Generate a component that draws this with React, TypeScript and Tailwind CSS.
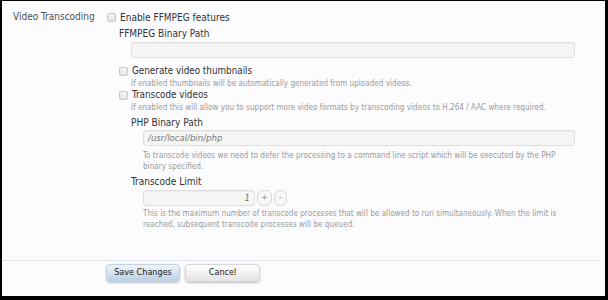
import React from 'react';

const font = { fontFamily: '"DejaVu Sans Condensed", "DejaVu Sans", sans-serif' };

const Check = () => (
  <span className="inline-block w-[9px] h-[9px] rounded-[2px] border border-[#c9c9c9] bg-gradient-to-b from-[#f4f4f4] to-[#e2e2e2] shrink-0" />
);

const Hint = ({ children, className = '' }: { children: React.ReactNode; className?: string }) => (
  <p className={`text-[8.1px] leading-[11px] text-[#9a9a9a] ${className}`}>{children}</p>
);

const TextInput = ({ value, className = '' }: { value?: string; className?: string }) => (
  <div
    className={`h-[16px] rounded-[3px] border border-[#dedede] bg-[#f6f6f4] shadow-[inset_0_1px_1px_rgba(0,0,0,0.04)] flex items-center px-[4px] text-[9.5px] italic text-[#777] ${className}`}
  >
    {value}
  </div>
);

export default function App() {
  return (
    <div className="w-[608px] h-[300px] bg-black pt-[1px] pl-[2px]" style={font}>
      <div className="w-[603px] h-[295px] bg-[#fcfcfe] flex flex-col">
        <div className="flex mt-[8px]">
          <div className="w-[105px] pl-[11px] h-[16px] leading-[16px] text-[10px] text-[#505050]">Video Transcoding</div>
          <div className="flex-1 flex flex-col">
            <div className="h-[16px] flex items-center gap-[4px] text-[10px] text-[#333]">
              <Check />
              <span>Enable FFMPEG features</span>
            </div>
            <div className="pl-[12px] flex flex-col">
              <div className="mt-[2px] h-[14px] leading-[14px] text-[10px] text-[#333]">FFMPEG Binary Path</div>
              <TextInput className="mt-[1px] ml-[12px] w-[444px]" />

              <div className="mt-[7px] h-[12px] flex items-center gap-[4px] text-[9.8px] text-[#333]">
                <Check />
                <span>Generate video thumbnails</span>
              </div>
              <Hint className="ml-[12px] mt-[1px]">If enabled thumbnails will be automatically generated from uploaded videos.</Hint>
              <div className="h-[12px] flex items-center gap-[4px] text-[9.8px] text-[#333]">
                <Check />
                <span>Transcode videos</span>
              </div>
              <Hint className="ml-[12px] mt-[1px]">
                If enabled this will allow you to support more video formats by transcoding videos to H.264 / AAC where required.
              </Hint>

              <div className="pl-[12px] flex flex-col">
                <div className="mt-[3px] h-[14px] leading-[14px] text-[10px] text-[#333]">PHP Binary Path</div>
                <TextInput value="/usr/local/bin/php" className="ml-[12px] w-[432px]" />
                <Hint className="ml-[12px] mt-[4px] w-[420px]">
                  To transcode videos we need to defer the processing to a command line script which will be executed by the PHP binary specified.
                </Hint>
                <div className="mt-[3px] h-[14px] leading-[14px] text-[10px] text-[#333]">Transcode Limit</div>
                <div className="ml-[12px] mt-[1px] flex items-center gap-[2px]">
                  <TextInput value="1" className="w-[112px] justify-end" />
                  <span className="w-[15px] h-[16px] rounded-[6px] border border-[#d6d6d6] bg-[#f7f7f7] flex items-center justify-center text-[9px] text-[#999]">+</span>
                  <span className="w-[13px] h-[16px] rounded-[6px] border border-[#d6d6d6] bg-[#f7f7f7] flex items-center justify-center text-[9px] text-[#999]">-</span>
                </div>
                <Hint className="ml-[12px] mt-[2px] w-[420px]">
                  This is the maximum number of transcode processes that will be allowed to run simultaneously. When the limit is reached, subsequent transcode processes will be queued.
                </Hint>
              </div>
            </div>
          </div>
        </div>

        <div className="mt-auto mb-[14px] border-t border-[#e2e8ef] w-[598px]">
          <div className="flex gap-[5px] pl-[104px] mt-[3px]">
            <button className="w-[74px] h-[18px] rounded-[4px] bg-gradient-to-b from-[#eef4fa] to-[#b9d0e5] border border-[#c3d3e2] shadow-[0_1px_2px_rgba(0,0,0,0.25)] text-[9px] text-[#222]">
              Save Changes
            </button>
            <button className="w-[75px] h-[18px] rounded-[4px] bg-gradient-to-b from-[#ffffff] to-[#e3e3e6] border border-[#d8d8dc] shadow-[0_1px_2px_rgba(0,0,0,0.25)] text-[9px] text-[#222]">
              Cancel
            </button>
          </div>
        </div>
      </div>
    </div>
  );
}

--

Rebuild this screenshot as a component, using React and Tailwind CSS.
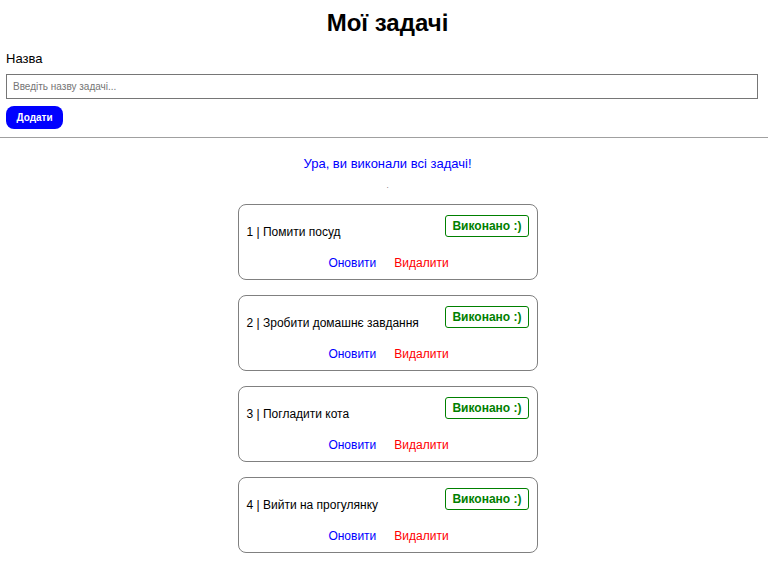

Objective
Look through the data above. Each line containing the word "Tailwind" needs to be copied.

Solution to the problem
Generate a component that draws this with React, TypeScript and Tailwind CSS.
Rebuild this screenshot as a component, using React and Tailwind CSS.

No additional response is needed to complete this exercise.